Hispanic Heritage Month

Written by David Tuffs

Hispanic Heritage Month is a celebration of all realms of Hispanic culture present today and historically in Pacific Grove and California. This 30-day celebration lasts from September 15 to October 15: a month of art competitions, live music, and designer dishes and menus. Pacific Grove High first picked up the tradition nearly ten years ago, back when it only consisted of an art competition between the Spanish classes and the art classes. Since then, Hispanic Heritage Month has spread throughout the entire school campus, with many different classes and clubs participating.

The idea for a National Spanish Heritage month was created in 1968 under Lyndon Johnson by Edward R. Roybal, a Democrat from Los Angeles. However, at that time, the celebration was only a week long. It would take twenty years and three presidents before Hispanic Heritage Week would become a Hispanic Heritage Month under the Reagan presidency in 1988.

So, why September 15? Why not Cinco de Mayo or another popular date? Hispanic Heritage Month commences on September 15 because, in 1821, five Latin American countries declared their independence from Spain: Costa Rica, Honduras, Guatemala, Nicaragua, and El Salvador. In addition, Mexico, Belize, and Chile all declared independence of their own in the following week.

Back to Pacific Grove. As usual, this year, we have the annual Spanish Art competition, where students from Spanish and Art classes alike can test their artistic chops against their fellow classmates.

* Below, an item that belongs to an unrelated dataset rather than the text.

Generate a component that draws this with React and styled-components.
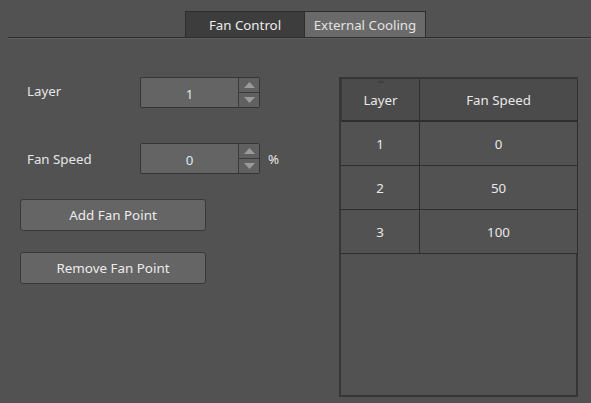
import styled, { createGlobalStyle } from 'styled-components';

const Global = createGlobalStyle`
    html, body {
        margin: 0;
        padding: 0;
        background: #525252;
    }
    body {
        font-family: "Noto Sans", "DejaVu Sans", sans-serif;
        font-size: 13px;
        color: #e6e6e6;
    }
`;

const Page = styled.div`
    width: 591px;
    height: 403px;
    background: #525252;
    display: flex;
    flex-direction: column;
    overflow: hidden;
`;

const TabBar = styled.div`
    display: flex;
    justify-content: flex-start;
    padding: 11px 0 0 177px;
    margin-left: 8px;
    border-bottom: 1px solid #2e2e2e;
    box-shadow: 0 1px 0 #5c5c5c;
`;

const Tab = styled.div`
    width: ${(p) => p.$w}px;
    height: 26px;
    display: flex;
    align-items: center;
    justify-content: center;
    background: ${(p) => (p.$active ? '#3d3d3d' : '#6a6a6a')};
    border: 1px solid #2e2e2e;
    border-bottom: none;
    border-left: ${(p) => (p.$active ? '1px solid #2e2e2e' : 'none')};
    color: ${(p) => (p.$active ? '#ececec' : '#e2e2e2')};
    box-sizing: border-box;
    font-size: 13.3px;
`;

const Body = styled.div`
    display: flex;
    padding: 39px 13px 0 20px;
`;

const Left = styled.div`
    width: 319px;
    display: flex;
    flex-direction: column;
`;

const Row = styled.div`
    display: flex;
    align-items: center;
    height: 31px;
    margin-bottom: ${(p) => p.$mb || 0}px;
`;

const Label = styled.div`
    width: 120px;
    padding-left: 7px;
    box-sizing: border-box;
    font-size: 13.3px;
    margin-top: ${(p) => p.$mt || 0}px;
`;

const Spin = styled.div`
    display: flex;
    width: 120px;
    height: 31px;
    border: 1px solid #353535;
    border-radius: 2px;
    box-sizing: border-box;
    background: #646464;
`;

const SpinValue = styled.div`
    flex: 1;
    display: flex;
    align-items: center;
    justify-content: center;
    color: #dfe8f2;
    font-size: 13.3px;
    padding-top: 3px;
`;

const SpinButtons = styled.div`
    width: 20px;
    display: flex;
    flex-direction: column;
    border-left: 1px solid #3a3a3a;
`;

const Arrow = styled.div`
    flex: 1;
    display: flex;
    align-items: center;
    justify-content: center;
    background: #606060;
    & + & {
        border-top: 1px solid #3a3a3a;
    }
`;

const Unit = styled.span`
    margin-left: 8px;
    font-size: 13.3px;
`;

const Button = styled.button`
    width: 186px;
    height: 32px;
    background: #656565;
    border: 1px solid #383838;
    border-radius: 3px;
    color: #ececec;
    font-family: "Noto Sans", "DejaVu Sans", sans-serif;
    font-size: 13.4px;
    padding: 0;
    margin-bottom: ${(p) => p.$mb || 0}px;
`;

const Table = styled.div`
    width: 239px;
    height: 320px;
    margin-top: 0;
    border: 2px solid #363636;
    box-sizing: border-box;
    background: #525252;
    display: flex;
    flex-direction: column;
`;

const TRow = styled.div`
    display: grid;
    grid-template-columns: 79px 158px;
    height: ${(p) => p.$h}px;
    width: ${(p) => (p.$head ? 237 : 235)}px;
`;

const Cell = styled.div`
    display: flex;
    align-items: center;
    justify-content: center;
    background: ${(p) => (p.$head ? '#4b4b4b' : '#525252')};
    border-right: 1px solid #2e2e2e;
    border-bottom: ${(p) => (p.$head ? 2 : 1)}px solid #2e2e2e;
    border-left: ${(p) => (p.$head && p.$first ? '1px solid #3a3a3a' : 'none')};
    box-sizing: border-box;
    color: #e8e8e8;
    font-size: 13.3px;
    position: relative;
`;

const SortMark = styled.span`
    position: absolute;
    top: 1px;
    left: 50%;
    transform: translateX(-50%);
    width: 0;
    height: 0;
    border-left: 4px solid transparent;
    border-right: 4px solid transparent;
    border-bottom: 3px solid #3f3f3f;
`;

const Triangle = ({ up }) => (
    <svg width="11" height="6" viewBox="0 0 11 6">
        <polygon points={up ? '0,6 5.5,0 11,6' : '0,0 5.5,6 11,0'} fill="#9a9a9a" />
    </svg>
);

const SpinBox = ({ value }) => (
    <Spin>
        <SpinValue>{value}</SpinValue>
        <SpinButtons>
            <Arrow>
                <Triangle up />
            </Arrow>
            <Arrow>
                <Triangle />
            </Arrow>
        </SpinButtons>
    </Spin>
);

const rows = [
    { layer: 1, speed: 0 },
    { layer: 2, speed: 50 },
    { layer: 3, speed: 100 },
];

const App = () => {
    return (
        <>
            <Global />
            <Page>
                <TabBar>
                    <Tab $active $w={120}>Fan Control</Tab>
                    <Tab $w={121}>External Cooling</Tab>
                </TabBar>
                <Body>
                    <Left>
                        <Row $mb={35}>
                            <Label $mt={-4}>Layer</Label>
                            <SpinBox value="1" />
                        </Row>
                        <Row $mb={25}>
                            <Label $mt={0}>Fan Speed</Label>
                            <SpinBox value="0" />
                            <Unit>%</Unit>
                        </Row>
                        <Button $mb={21}>Add Fan Point</Button>
                        <Button>Remove Fan Point</Button>
                    </Left>
                    <Table>
                        <TRow $head $h={43}>
                            <Cell $head $first>
                                <SortMark />
                                Layer
                            </Cell>
                            <Cell $head>Fan Speed</Cell>
                        </TRow>
                        {rows.map((el) => (
                            <TRow key={el.layer} $h={44}>
                                <Cell>{el.layer}</Cell>
                                <Cell>{el.speed}</Cell>
                            </TRow>
                        ))}
                    </Table>
                </Body>
            </Page>
        </>
    );
};

export default App;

The winners of this competition are currently being displayed in the Library, and will be there for a few weeks, for anyone interested in seeing the wide spectrum of artistic talent present at PGHS. In addition, the Culinary 2 classes are preparing a menu and a meal based off of a particular artist or painting and presenting it to be judged.

For the first time, the Orchestra is performing a series of Spanish dances and many different clubs (including the Spanish Club and the Gay/Straight Alliance club) have decorated the boards throughout the hallway. This year’s theme is Dia de Los Muertos, or Day of the Dead in English, a celebration of remembrance for those who have passed on which is recognized between October 31 and November 2.

So why is it important to celebrate Hispanic Heritage? The United States and California in particular has been heavily influenced by Spain and Latin America throughout its history. Even today, California has a high population of citizens who claim Mexican or Latin American descent. Celebrating other cultures allows us to look at the world through new eyes and it helps us to understand more about our history and discover new things about our culture that we have never experienced before.

Many thanks to Kathy Buller, who gave us information about PGHS’ involvement with Hispanic Heritage and some of the events which we are participating in this year.